___ Data provided

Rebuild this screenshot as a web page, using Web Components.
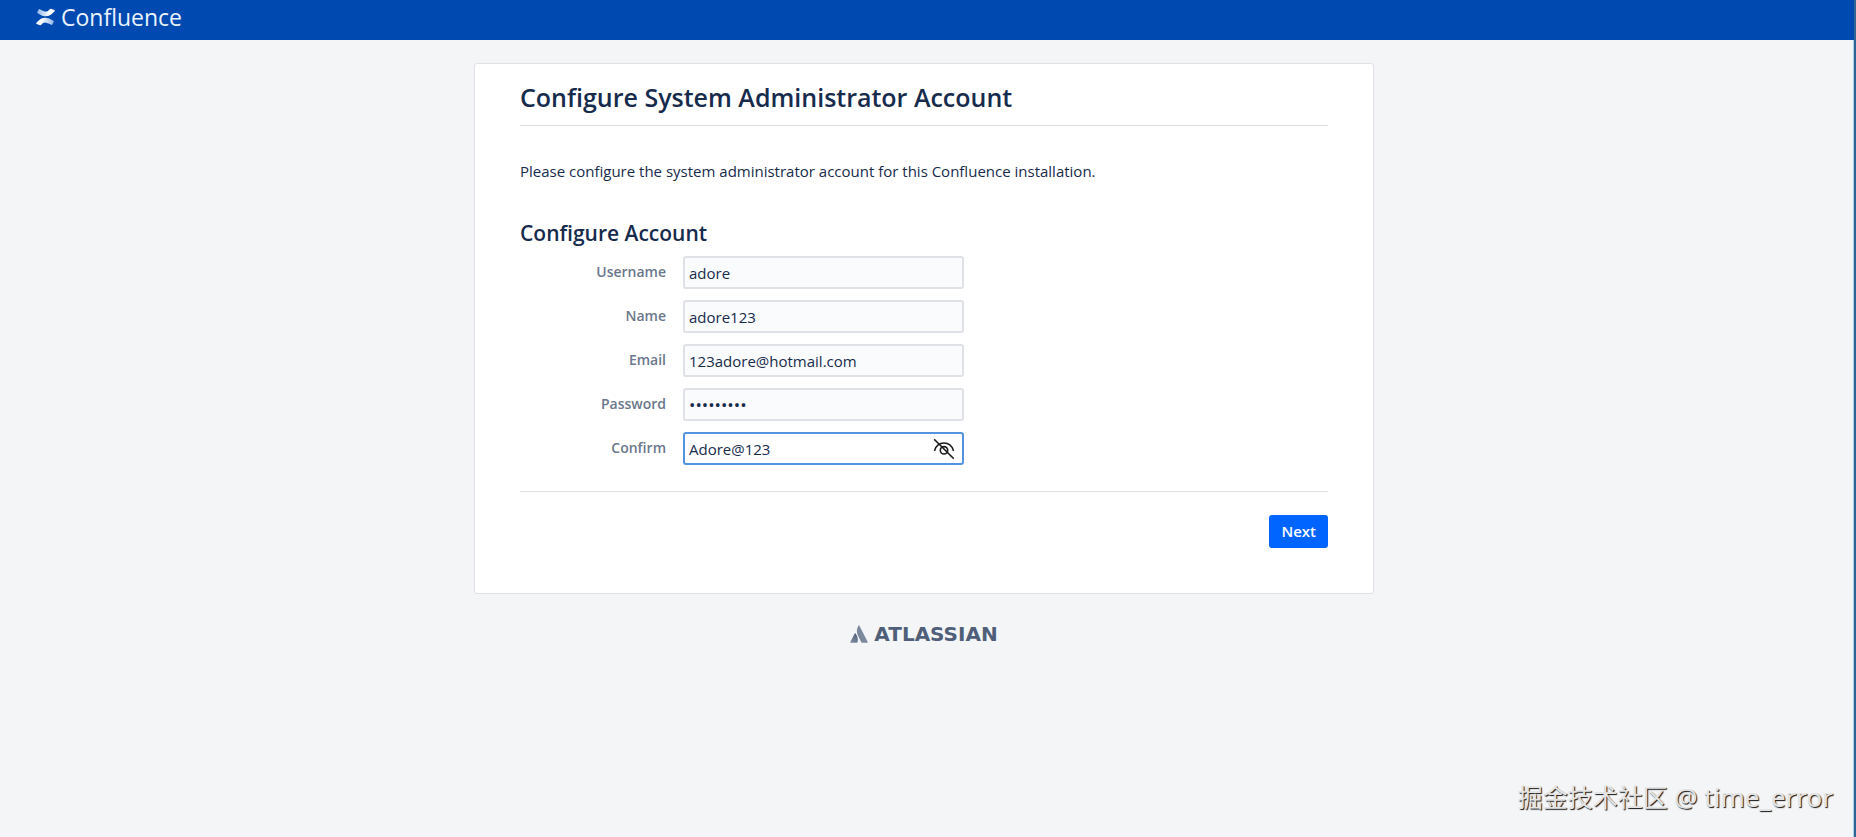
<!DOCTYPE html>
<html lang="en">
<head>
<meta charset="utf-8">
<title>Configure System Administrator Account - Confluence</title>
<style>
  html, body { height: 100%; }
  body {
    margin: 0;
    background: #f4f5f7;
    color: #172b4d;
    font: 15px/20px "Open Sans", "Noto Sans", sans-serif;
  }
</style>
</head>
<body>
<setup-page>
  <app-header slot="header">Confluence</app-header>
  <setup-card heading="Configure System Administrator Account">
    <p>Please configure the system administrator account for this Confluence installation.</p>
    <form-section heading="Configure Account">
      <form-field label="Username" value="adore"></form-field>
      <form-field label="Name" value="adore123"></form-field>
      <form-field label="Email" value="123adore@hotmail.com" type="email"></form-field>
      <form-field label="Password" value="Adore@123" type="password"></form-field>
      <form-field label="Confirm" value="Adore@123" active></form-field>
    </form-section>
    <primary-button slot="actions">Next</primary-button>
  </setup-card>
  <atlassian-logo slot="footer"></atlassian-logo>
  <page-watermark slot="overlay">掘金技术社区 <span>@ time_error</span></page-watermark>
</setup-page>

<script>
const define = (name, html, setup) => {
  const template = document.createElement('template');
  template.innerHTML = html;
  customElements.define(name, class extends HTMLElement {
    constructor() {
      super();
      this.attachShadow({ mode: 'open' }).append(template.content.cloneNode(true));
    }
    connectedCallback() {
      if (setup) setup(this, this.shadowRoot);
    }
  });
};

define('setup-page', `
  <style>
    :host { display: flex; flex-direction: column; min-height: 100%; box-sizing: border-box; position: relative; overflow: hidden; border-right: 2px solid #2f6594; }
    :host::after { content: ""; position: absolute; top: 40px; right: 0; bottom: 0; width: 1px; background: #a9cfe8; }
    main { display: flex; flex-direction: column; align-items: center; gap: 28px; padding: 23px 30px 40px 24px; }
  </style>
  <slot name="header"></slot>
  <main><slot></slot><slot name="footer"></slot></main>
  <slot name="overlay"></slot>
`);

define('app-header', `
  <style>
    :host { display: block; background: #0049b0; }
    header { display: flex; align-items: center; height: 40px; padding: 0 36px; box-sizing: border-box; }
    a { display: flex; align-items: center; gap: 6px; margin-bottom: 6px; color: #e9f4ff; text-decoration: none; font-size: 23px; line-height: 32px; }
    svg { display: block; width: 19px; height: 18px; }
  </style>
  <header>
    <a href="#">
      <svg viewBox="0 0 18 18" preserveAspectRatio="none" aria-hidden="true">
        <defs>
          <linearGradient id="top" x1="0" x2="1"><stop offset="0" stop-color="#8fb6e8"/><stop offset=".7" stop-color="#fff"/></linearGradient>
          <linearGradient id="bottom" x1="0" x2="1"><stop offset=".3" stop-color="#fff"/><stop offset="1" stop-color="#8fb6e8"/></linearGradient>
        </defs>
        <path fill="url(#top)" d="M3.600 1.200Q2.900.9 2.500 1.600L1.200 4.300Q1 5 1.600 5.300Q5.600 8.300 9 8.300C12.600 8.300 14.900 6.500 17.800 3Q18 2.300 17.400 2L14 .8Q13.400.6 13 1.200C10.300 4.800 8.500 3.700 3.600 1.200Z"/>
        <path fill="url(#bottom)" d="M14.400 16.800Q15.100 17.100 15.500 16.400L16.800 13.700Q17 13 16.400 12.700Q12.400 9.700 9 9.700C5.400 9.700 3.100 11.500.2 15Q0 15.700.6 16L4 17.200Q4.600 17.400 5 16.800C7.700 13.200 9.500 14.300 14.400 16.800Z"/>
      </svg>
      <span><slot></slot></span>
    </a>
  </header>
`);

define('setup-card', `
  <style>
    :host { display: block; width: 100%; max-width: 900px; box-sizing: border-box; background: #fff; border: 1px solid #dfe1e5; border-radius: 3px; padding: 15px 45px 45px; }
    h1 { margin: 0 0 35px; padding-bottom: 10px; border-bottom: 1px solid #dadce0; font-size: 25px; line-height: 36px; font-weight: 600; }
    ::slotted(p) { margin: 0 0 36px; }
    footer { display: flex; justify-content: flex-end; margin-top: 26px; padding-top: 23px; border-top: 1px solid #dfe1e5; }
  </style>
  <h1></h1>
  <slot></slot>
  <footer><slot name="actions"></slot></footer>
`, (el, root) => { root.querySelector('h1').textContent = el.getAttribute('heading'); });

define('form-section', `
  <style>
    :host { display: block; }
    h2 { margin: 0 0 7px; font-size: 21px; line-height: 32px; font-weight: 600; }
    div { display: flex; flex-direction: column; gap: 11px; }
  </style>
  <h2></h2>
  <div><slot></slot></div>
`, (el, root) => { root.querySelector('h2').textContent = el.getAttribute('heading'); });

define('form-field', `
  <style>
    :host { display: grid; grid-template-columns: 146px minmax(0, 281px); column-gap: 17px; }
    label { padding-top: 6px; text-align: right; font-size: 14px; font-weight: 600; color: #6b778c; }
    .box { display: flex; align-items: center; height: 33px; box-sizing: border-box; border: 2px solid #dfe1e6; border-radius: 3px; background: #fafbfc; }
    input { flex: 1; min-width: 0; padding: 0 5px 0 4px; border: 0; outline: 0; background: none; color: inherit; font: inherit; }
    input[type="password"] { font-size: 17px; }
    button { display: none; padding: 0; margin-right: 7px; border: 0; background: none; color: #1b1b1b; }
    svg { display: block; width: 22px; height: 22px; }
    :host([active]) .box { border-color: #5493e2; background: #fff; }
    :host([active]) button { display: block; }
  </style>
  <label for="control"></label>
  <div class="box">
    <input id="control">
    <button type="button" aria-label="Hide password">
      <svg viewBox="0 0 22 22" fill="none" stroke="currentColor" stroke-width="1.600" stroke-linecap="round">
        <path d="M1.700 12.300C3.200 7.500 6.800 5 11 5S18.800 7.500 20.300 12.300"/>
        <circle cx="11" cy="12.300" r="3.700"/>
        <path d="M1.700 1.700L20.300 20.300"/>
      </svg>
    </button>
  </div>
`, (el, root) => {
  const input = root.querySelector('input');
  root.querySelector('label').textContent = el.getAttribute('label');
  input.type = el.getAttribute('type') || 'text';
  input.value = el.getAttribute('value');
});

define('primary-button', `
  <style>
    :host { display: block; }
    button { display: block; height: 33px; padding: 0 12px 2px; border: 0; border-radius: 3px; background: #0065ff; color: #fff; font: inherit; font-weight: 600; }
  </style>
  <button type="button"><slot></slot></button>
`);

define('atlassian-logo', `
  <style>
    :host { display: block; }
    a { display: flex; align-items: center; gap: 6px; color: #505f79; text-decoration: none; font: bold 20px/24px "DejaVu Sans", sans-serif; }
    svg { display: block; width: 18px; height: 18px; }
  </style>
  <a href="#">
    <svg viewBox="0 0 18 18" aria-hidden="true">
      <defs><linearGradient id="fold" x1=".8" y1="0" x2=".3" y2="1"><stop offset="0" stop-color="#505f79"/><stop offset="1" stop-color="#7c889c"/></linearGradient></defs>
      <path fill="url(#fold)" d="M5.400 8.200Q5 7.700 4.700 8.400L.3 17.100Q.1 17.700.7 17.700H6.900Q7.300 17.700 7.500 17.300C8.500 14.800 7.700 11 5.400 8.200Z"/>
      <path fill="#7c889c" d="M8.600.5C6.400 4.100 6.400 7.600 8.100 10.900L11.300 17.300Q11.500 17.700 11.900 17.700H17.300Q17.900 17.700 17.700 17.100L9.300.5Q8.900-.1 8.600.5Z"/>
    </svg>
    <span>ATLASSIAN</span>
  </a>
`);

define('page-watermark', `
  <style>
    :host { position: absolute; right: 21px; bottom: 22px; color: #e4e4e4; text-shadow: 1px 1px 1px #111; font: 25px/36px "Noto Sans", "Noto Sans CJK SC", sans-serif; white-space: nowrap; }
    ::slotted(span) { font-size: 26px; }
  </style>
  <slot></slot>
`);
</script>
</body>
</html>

______

== Brief ==
Each line from the top of the material through the line containing "</setup-page>" should be reproduced exactly; please drop any images.

== Result of this task ==
Rebuild this screenshot as a web page, using Web Components.
<!DOCTYPE html>
<html lang="en">
<head>
<meta charset="utf-8">
<title>Configure System Administrator Account - Confluence</title>
<style>
  html, body { height: 100%; }
  body {
    margin: 0;
    background: #f4f5f7;
    color: #172b4d;
    font: 15px/20px "Open Sans", "Noto Sans", sans-serif;
  }
</style>
</head>
<body>
<setup-page>
  <app-header slot="header">Confluence</app-header>
  <setup-card heading="Configure System Administrator Account">
    <p>Please configure the system administrator account for this Confluence installation.</p>
    <form-section heading="Configure Account">
      <form-field label="Username" value="adore"></form-field>
      <form-field label="Name" value="adore123"></form-field>
      <form-field label="Email" value="123adore@hotmail.com" type="email"></form-field>
      <form-field label="Password" value="Adore@123" type="password"></form-field>
      <form-field label="Confirm" value="Adore@123" active></form-field>
    </form-section>
    <primary-button slot="actions">Next</primary-button>
  </setup-card>
  <atlassian-logo slot="footer"></atlassian-logo>
  <page-watermark slot="overlay">掘金技术社区 <span>@ time_error</span></page-watermark>
</setup-page>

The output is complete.